Central to Neon Grey Midnight Green is the idea that "only music lives forever." Case herself qualifies this with another observation: "we all deserve something better than a love song." The album’s 12 tracks are a testament to those beliefs, exploring love in all its forms—romantic, platonic, and even the love between musicians. As Case told the AP, "I think pretty much every song, save maybe one, is a love song—about music or musicians or specific people here or there. There are love songs about other things, rather than just heterosexual love, which is the thing people write about most of all."

Case is acutely aware of the challenges of writing love songs that avoid cliché. "It's difficult to avoid cliches when you're writing love songs," she said. "And the people who are good at it are so good at it that you're like, ‘why bother?’ I always think about Louie Armstrong singing, ‘If I Could Be With You,’ and I think, ‘is there a better love song than that?’ I don't think so. Or his version of ‘I Can’t Give You Anything But Love.' The bar of people who write love songs is so high that I kind of feel daunted by it." Still, she accepts the challenge, especially for listeners who might not see themselves reflected in most mainstream love songs. "It made me want to make sure there was room for people, no matter who these people were, to wear the song like a punk rock vest and to feel held onto and comforted."

The album opens with a two-part coda: "Destination" and "Tomboy Gold." In "Destination," Case’s vocals float over a chamber orchestra, welcoming the listener with a "Hello Stranger" and a cocktail of "maraschino cherries" at the bar. The song is a meditation on longing, regret, and the realization that relationships are the true destinations in life. The following track, "Tomboy Gold," features spoken vocals interwoven with jazz-inflected saxophone, reinforcing Case’s refusal to stick to songwriting conventions. She reflects on her childhood, chanting, "the walk sign is on to cross," and recalling moments with her father.

Throughout the album, Case’s lyrics are a stream of consciousness, colored by vivid imagery of light and color. Bar lights, stage lights, fireworks, daylight, and technicolor references abound. In one memorable line, she asks, "Do I look like the sun to you? / I bet I do." The sonic palette is just as rich, with the inclusion of a 16-piece orchestra and, on the album’s closing track "Match-Lit," a total of 26 musicians. As Case explained to the AP, "I wanted to remind people of what it sounded like to have a large group of people playing together... I really wanted to do it because I didn't think I'd have the chance to do it again."

Several songs honor friends and collaborators who have recently passed away. "Winchester Mansion of Sound" is a piano-driven elegy for Dexter Romweber of the Flat Duo Jets, whose influence was pivotal in Case’s decision to pursue music. The grief is palpable, with Case describing the loss as a "kick me in the heart" and reminiscing about nights "under the railway bridge of the seriously unhinged." The album’s final track, "Match-Lit," pays tribute to Dallas Good of The Sadies, blending dramatic strings and shimmery guitars in a moving farewell that lingers with a ticking metronome, stretching out time itself.

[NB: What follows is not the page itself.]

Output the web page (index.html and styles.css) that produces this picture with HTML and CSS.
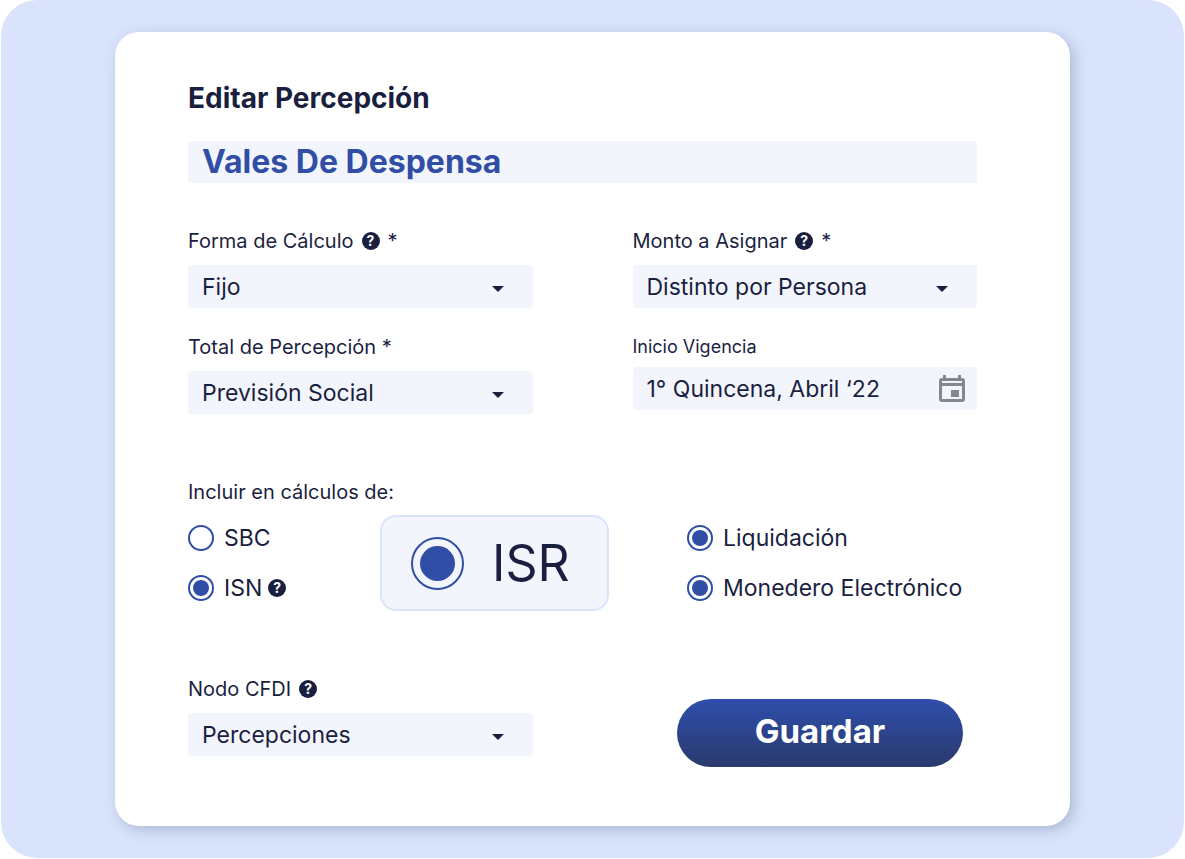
FILE: index.html
```html
<!DOCTYPE html>
<html lang="es">
<head>
  <meta charset="utf-8">
  <meta name="viewport" content="width=device-width, initial-scale=1.0">
  <title>Editar Percepción</title>
  <link rel="stylesheet" href="styles.css">
</head>
<body>
  <main class="page">
    <form class="card">
      <h1><label for="nombre">Editar Percepción</label></h1>
      <input class="name-input" id="nombre" type="text" value="Vales De Despensa">

      <div class="columns fields">
        <div class="column">
          <div class="field">
            <div class="field-label">
              <label for="forma">Forma de Cálculo</label>
              <span class="help">?</span>
              <span>*</span>
            </div>
            <div class="select">
              <select id="forma"><option>Fijo</option></select>
              <svg class="arrow" viewBox="0 0 14 8"><path d="M1 1h12L7 7z"/></svg>
            </div>
          </div>
          <div class="field">
            <div class="field-label">
              <label for="total">Total de Percepción *</label>
            </div>
            <div class="select">
              <select id="total"><option>Previsión Social</option></select>
              <svg class="arrow" viewBox="0 0 14 8"><path d="M1 1h12L7 7z"/></svg>
            </div>
          </div>
        </div>

        <div class="column">
          <div class="field">
            <div class="field-label">
              <label for="monto">Monto a Asignar</label>
              <span class="help">?</span>
              <span>*</span>
            </div>
            <div class="select">
              <select id="monto"><option>Distinto por Persona</option></select>
              <svg class="arrow" viewBox="0 0 14 8"><path d="M1 1h12L7 7z"/></svg>
            </div>
          </div>
          <div class="field field-date">
            <div class="field-label">
              <label for="inicio">Inicio Vigencia</label>
            </div>
            <div class="select">
              <input id="inicio" type="text" value="1° Quincena, Abril ‘22">
              <svg class="calendar" viewBox="0 0 26 28">
                <path d="M4 0h3v3h12V0h3v3h1a3 3 0 0 1 3 3v18a3 3 0 0 1-3 3H3a3 3 0 0 1-3-3V6a3 3 0 0 1 3-3h1zM3 6v2h20V6zM3 11v13h20V11zM12 15h8v7h-8z" fill-rule="evenodd"/>
              </svg>
            </div>
          </div>
        </div>
      </div>

      <div class="include" role="group" aria-labelledby="incluir">
        <p id="incluir">Incluir en cálculos de:</p>
        <div class="options">
          <div class="option-list">
            <label class="option"><input type="radio" name="sbc">SBC</label>
            <div class="option-row">
              <label class="option"><input type="radio" name="isn" checked>ISN</label>
              <span class="help">?</span>
            </div>
          </div>
          <label class="option option-big"><input type="radio" name="isr" checked>ISR</label>
          <div class="option-list">
            <label class="option"><input type="radio" name="liquidacion" checked>Liquidación</label>
            <label class="option"><input type="radio" name="monedero" checked>Monedero Electrónico</label>
          </div>
        </div>
      </div>

      <div class="columns footer">
        <div class="field">
          <div class="field-label">
            <label for="nodo">Nodo CFDI</label>
            <span class="help">?</span>
          </div>
          <div class="select">
            <select id="nodo"><option>Percepciones</option></select>
            <svg class="arrow" viewBox="0 0 14 8"><path d="M1 1h12L7 7z"/></svg>
          </div>
        </div>
        <button class="save" type="button">Guardar</button>
      </div>
    </form>
  </main>
</body>
</html>
```
FILE: styles.css
```css
* {
  box-sizing: border-box;
}
body {
  margin: 0;
  background-color: #fff;
  color: #1b1f3f;
  font-family: Inter, sans-serif;
  font-size: 20px;
  line-height: 24px;
}
.page {
  margin: 0 1px;
  padding: 32px 114px;
  background-color: #d9e3fb;
  border-radius: 36px;
}
.card {
  padding: 48px 93px 59px 73px;
  background-color: #fff;
  border-radius: 24px;
  box-shadow: 4px 4px 14px rgba(70, 85, 130, 0.3);
}
h1 {
  margin: 0 0 25px;
  font-size: 28px;
  font-weight: 700;
  line-height: 36px;
}
input,
select,
button {
  margin: 0;
  border: 0;
  color: inherit;
  font-family: inherit;
}
.name-input {
  display: block;
  width: 100%;
  height: 42px;
  padding: 0 14px 2px;
  background-color: #f3f5fd;
  border-radius: 4px;
  color: #304ea5;
  font-size: 32px;
  font-weight: 700;
}

/* Fields */
.columns {
  display: grid;
  grid-template-columns: 1fr 1fr;
  column-gap: 100px;
}
.fields {
  margin-top: 46px;
}
.column {
  display: flex;
  flex-direction: column;
  gap: 27px;
}
.field {
  display: flex;
  flex-direction: column;
  gap: 12px;
}
.field-date {
  gap: 8px;
}
.field-date .field-label {
  font-size: 18px;
}
.field-label {
  display: flex;
  align-items: center;
  gap: 8px;
}
.help {
  width: 18px;
  height: 18px;
  border-radius: 50%;
  background-color: #1b1f3f;
  color: #fff;
  font-size: 14px;
  font-weight: 700;
  line-height: 18px;
  text-align: center;
}
.select {
  position: relative;
}
.select select,
.select input {
  display: block;
  width: 100%;
  height: 43px;
  padding: 0 14px;
  appearance: none;
  background-color: #f3f5fd;
  border-radius: 4px;
  font-size: 23px;
}
.arrow {
  position: absolute;
  top: 20px;
  right: 28px;
  width: 14px;
  height: 8px;
  fill: #1b1f3f;
  pointer-events: none;
}
.calendar {
  position: absolute;
  top: 8px;
  right: 12px;
  width: 26px;
  height: 28px;
  fill: #85868f;
}

/* Options */
.include {
  margin-top: 66px;
}
.include p {
  margin: 0 0 11px;
}
.options {
  display: grid;
  grid-template-columns: 192px 229px 1fr;
}
.option-list {
  display: flex;
  flex-direction: column;
  gap: 22px;
  padding-top: 9px;
}
.option-list:last-child {
  padding-left: 78px;
}
.option-row {
  display: flex;
  align-items: center;
  gap: 6px;
}
.option {
  display: flex;
  align-items: center;
  gap: 10px;
  font-size: 23px;
  line-height: 28px;
  white-space: nowrap;
}
.option input {
  width: 26px;
  height: 26px;
  appearance: none;
  border: 2px solid #304ea5;
  border-radius: 50%;
  background-color: #fff;
}
.option input:checked {
  padding: 3px;
  background: #304ea5 content-box;
}
.option-big {
  gap: 28px;
  height: 96px;
  padding-left: 29px;
  background-color: #f3f5fd;
  border: 2px solid #d9e3fb;
  border-radius: 16px;
  font-size: 50px;
}
.option-big input {
  width: 53px;
  height: 53px;
}
.option-big input:checked {
  padding: 7px;
}

/* Footer */
.footer {
  margin-top: 66px;
}
.save {
  justify-self: end;
  align-self: start;
  width: 286px;
  height: 68px;
  margin: 22px 14px 0 0;
  padding: 0 0 4px;
  background: linear-gradient(#2f4eac, #2a3a6c);
  border-radius: 34px;
  color: #fff;
  font-size: 33px;
  font-weight: 700;
}
```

Other standout tracks include "An Ice Age," which explores the impact of parental neglect and the perseverance needed to survive one’s own history. In it, Case sings, "From her I learned to be cruel. I learned the look that goes right past the ones who love you as if there's no one standing there." The title track, "Neon Grey Midnight Green," contrasts icy rage with the tempest of electric guitars, while "Oh Neglect" offers blunt honesty about aging and the scars of childhood. "My hair was grey at 26," Case confesses, "that didn’t match my bloodlust."

There’s also room for off-kilter love songs like "Louise," set in shades of grey, and observations on nature and humanity’s place within it in "Little Gears," where Case marvels at a spider’s perseverance and questions human arrogance: "Why do we feel so above it all?"

Case’s approach to songwriting is to leave space for listeners to make the songs their own. "There's a bit of, not withholding, but leaving space for people to come into the song and wear it like it's theirs and for them to make associations about their own lives, to make it about themselves," she told the AP. "Those are the songs that meant a lot to me, or did when I was younger. I want the listener to feel invited into it."

Neon Grey Midnight Green is an album that demands attentive listening. It pairs joy with sorrow, light with shade, and the past with the future, all while lamenting and celebrating life’s complexities in the present. Case may not be easy to categorize, but with this release, she’s proven once again that only music is forever—and that, sometimes, there’s too much life for just one lifetime.